Your job is to retype all of the data word for word, leaving every image out.

>> Begin Data lines

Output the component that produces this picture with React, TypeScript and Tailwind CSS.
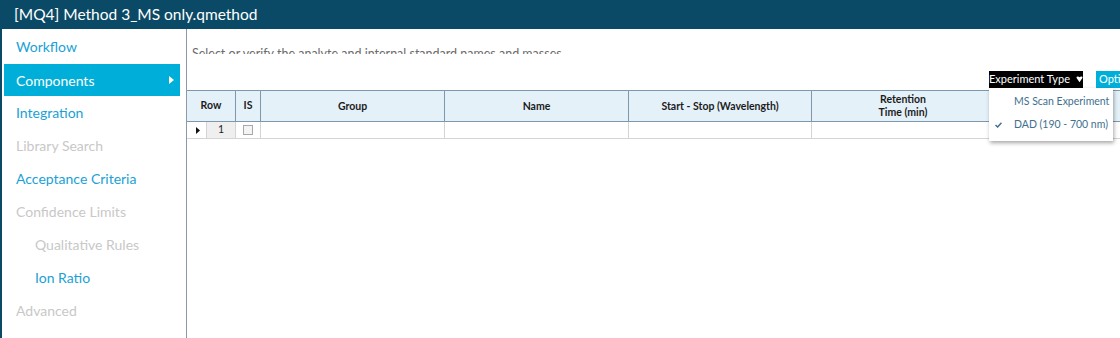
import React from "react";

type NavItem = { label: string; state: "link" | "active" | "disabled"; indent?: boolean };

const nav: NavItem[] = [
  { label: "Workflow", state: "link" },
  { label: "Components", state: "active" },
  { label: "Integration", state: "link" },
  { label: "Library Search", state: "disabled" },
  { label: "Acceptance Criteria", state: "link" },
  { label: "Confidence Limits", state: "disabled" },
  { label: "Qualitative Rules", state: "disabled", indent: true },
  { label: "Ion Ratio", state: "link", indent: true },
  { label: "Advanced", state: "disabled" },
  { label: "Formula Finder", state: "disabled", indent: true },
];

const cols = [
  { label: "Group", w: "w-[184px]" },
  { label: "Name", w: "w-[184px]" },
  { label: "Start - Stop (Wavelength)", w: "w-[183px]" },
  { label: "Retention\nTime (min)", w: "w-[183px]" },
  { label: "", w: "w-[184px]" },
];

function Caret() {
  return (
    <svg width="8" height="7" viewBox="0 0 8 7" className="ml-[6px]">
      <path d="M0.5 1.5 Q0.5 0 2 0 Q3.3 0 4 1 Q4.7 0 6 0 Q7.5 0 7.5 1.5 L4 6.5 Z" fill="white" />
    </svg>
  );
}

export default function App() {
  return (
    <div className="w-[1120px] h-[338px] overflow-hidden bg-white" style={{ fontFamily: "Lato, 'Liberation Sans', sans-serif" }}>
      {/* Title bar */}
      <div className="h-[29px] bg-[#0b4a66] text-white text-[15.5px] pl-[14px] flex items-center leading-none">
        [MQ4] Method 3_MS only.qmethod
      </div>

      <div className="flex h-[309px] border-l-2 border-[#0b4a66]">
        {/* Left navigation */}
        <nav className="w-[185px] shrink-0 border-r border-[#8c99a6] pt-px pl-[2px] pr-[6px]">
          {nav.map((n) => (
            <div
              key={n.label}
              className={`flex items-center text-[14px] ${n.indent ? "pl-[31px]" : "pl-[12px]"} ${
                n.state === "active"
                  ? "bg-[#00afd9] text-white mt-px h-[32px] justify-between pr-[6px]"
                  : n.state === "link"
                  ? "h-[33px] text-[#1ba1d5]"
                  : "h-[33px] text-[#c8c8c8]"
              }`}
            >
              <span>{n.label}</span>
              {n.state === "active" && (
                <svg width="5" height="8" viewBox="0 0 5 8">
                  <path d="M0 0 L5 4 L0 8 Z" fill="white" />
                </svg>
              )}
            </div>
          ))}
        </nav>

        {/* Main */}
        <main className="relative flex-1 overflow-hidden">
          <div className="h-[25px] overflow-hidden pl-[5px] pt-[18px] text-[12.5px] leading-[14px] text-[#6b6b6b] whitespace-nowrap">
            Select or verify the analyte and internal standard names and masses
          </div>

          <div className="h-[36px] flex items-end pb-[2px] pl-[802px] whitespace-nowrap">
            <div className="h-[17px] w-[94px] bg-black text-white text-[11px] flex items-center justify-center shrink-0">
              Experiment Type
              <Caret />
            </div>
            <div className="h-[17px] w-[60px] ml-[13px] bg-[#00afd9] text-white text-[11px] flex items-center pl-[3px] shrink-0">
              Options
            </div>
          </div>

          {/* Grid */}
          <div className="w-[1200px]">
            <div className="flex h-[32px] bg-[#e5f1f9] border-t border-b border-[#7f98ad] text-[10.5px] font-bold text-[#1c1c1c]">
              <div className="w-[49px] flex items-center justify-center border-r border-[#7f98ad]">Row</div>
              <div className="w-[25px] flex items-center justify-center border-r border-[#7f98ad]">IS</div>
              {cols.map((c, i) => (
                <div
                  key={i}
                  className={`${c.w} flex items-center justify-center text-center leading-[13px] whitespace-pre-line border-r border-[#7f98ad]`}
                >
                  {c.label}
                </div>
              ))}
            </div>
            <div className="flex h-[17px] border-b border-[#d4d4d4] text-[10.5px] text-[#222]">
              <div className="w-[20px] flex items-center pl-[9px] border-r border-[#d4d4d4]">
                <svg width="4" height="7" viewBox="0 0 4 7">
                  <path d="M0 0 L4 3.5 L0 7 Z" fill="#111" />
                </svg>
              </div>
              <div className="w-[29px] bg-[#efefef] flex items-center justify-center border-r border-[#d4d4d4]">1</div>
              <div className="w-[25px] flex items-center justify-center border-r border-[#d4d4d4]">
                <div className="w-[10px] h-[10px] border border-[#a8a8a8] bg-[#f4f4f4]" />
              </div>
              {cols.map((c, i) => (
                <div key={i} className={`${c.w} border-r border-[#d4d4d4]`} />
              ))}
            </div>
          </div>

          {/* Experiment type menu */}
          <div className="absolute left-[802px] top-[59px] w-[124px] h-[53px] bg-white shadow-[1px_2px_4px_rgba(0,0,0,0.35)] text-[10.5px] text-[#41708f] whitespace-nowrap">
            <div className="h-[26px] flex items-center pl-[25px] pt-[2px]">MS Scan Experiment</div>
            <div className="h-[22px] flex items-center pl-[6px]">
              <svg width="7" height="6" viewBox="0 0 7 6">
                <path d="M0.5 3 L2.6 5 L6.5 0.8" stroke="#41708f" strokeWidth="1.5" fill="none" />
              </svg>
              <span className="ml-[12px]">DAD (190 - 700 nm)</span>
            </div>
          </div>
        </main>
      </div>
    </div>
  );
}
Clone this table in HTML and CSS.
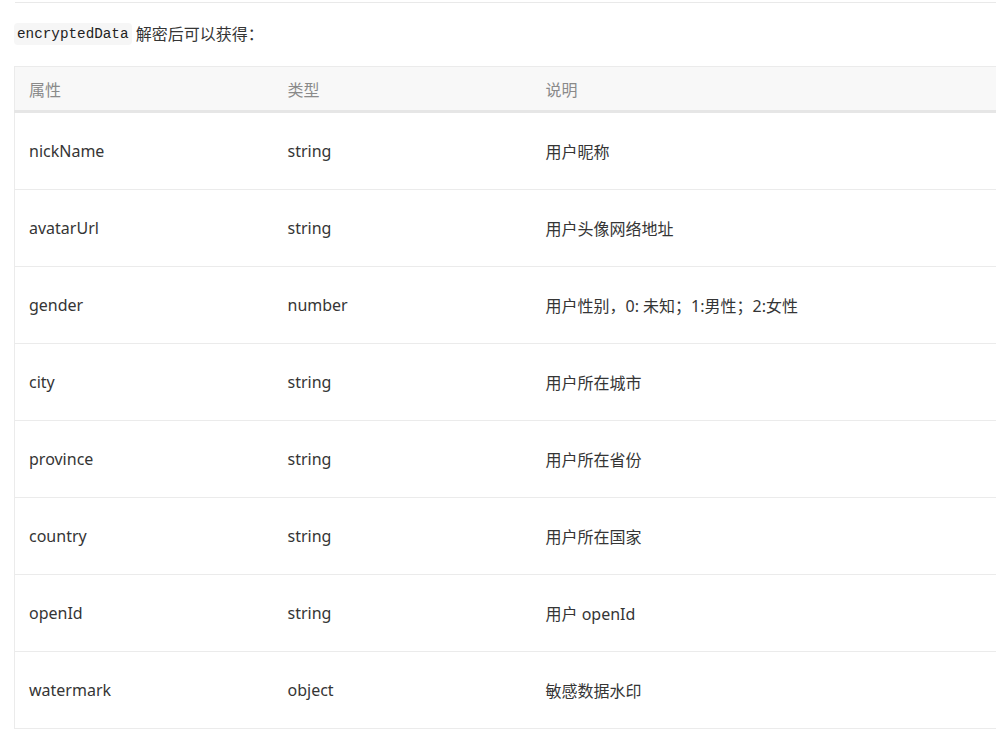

>> End Data lines

**Exercise answer**.
Output the component that produces this picture with React, TypeScript and Tailwind CSS.
import React from "react";

type NavItem = { label: string; state: "link" | "active" | "disabled"; indent?: boolean };

const nav: NavItem[] = [
  { label: "Workflow", state: "link" },
  { label: "Components", state: "active" },
  { label: "Integration", state: "link" },
  { label: "Library Search", state: "disabled" },
  { label: "Acceptance Criteria", state: "link" },
  { label: "Confidence Limits", state: "disabled" },
  { label: "Qualitative Rules", state: "disabled", indent: true },
  { label: "Ion Ratio", state: "link", indent: true },
  { label: "Advanced", state: "disabled" },
  { label: "Formula Finder", state: "disabled", indent: true },
];

const cols = [
  { label: "Group", w: "w-[184px]" },
  { label: "Name", w: "w-[184px]" },
  { label: "Start - Stop (Wavelength)", w: "w-[183px]" },
  { label: "Retention\nTime (min)", w: "w-[183px]" },
  { label: "", w: "w-[184px]" },
];

function Caret() {
  return (
    <svg width="8" height="7" viewBox="0 0 8 7" className="ml-[6px]">
      <path d="M0.5 1.5 Q0.5 0 2 0 Q3.3 0 4 1 Q4.7 0 6 0 Q7.5 0 7.5 1.5 L4 6.5 Z" fill="white" />
    </svg>
  );
}

export default function App() {
  return (
    <div className="w-[1120px] h-[338px] overflow-hidden bg-white" style={{ fontFamily: "Lato, 'Liberation Sans', sans-serif" }}>
      {/* Title bar */}
      <div className="h-[29px] bg-[#0b4a66] text-white text-[15.5px] pl-[14px] flex items-center leading-none">
        [MQ4] Method 3_MS only.qmethod
      </div>

      <div className="flex h-[309px] border-l-2 border-[#0b4a66]">
        {/* Left navigation */}
        <nav className="w-[185px] shrink-0 border-r border-[#8c99a6] pt-px pl-[2px] pr-[6px]">
          {nav.map((n) => (
            <div
              key={n.label}
              className={`flex items-center text-[14px] ${n.indent ? "pl-[31px]" : "pl-[12px]"} ${
                n.state === "active"
                  ? "bg-[#00afd9] text-white mt-px h-[32px] justify-between pr-[6px]"
                  : n.state === "link"
                  ? "h-[33px] text-[#1ba1d5]"
                  : "h-[33px] text-[#c8c8c8]"
              }`}
            >
              <span>{n.label}</span>
              {n.state === "active" && (
                <svg width="5" height="8" viewBox="0 0 5 8">
                  <path d="M0 0 L5 4 L0 8 Z" fill="white" />
                </svg>
              )}
            </div>
          ))}
        </nav>

        {/* Main */}
        <main className="relative flex-1 overflow-hidden">
          <div className="h-[25px] overflow-hidden pl-[5px] pt-[18px] text-[12.5px] leading-[14px] text-[#6b6b6b] whitespace-nowrap">
            Select or verify the analyte and internal standard names and masses
          </div>

          <div className="h-[36px] flex items-end pb-[2px] pl-[802px] whitespace-nowrap">
            <div className="h-[17px] w-[94px] bg-black text-white text-[11px] flex items-center justify-center shrink-0">
              Experiment Type
              <Caret />
            </div>
            <div className="h-[17px] w-[60px] ml-[13px] bg-[#00afd9] text-white text-[11px] flex items-center pl-[3px] shrink-0">
              Options
            </div>
          </div>

          {/* Grid */}
          <div className="w-[1200px]">
            <div className="flex h-[32px] bg-[#e5f1f9] border-t border-b border-[#7f98ad] text-[10.5px] font-bold text-[#1c1c1c]">
              <div className="w-[49px] flex items-center justify-center border-r border-[#7f98ad]">Row</div>
              <div className="w-[25px] flex items-center justify-center border-r border-[#7f98ad]">IS</div>
              {cols.map((c, i) => (
                <div
                  key={i}
                  className={`${c.w} flex items-center justify-center text-center leading-[13px] whitespace-pre-line border-r border-[#7f98ad]`}
                >
                  {c.label}
                </div>
              ))}
            </div>
            <div className="flex h-[17px] border-b border-[#d4d4d4] text-[10.5px] text-[#222]">
              <div className="w-[20px] flex items-center pl-[9px] border-r border-[#d4d4d4]">
                <svg width="4" height="7" viewBox="0 0 4 7">
                  <path d="M0 0 L4 3.5 L0 7 Z" fill="#111" />
                </svg>
              </div>
              <div className="w-[29px] bg-[#efefef] flex items-center justify-center border-r border-[#d4d4d4]">1</div>
              <div className="w-[25px] flex items-center justify-center border-r border-[#d4d4d4]">
                <div className="w-[10px] h-[10px] border border-[#a8a8a8] bg-[#f4f4f4]" />
              </div>
              {cols.map((c, i) => (
                <div key={i} className={`${c.w} border-r border-[#d4d4d4]`} />
              ))}
            </div>
          </div>

          {/* Experiment type menu */}
          <div className="absolute left-[802px] top-[59px] w-[124px] h-[53px] bg-white shadow-[1px_2px_4px_rgba(0,0,0,0.35)] text-[10.5px] text-[#41708f] whitespace-nowrap">
            <div className="h-[26px] flex items-center pl-[25px] pt-[2px]">MS Scan Experiment</div>
            <div className="h-[22px] flex items-center pl-[6px]">
              <svg width="7" height="6" viewBox="0 0 7 6">
                <path d="M0.5 3 L2.6 5 L6.5 0.8" stroke="#41708f" strokeWidth="1.5" fill="none" />
              </svg>
              <span className="ml-[12px]">DAD (190 - 700 nm)</span>
            </div>
          </div>
        </main>
      </div>
    </div>
  );
}
Clone this table in HTML and CSS.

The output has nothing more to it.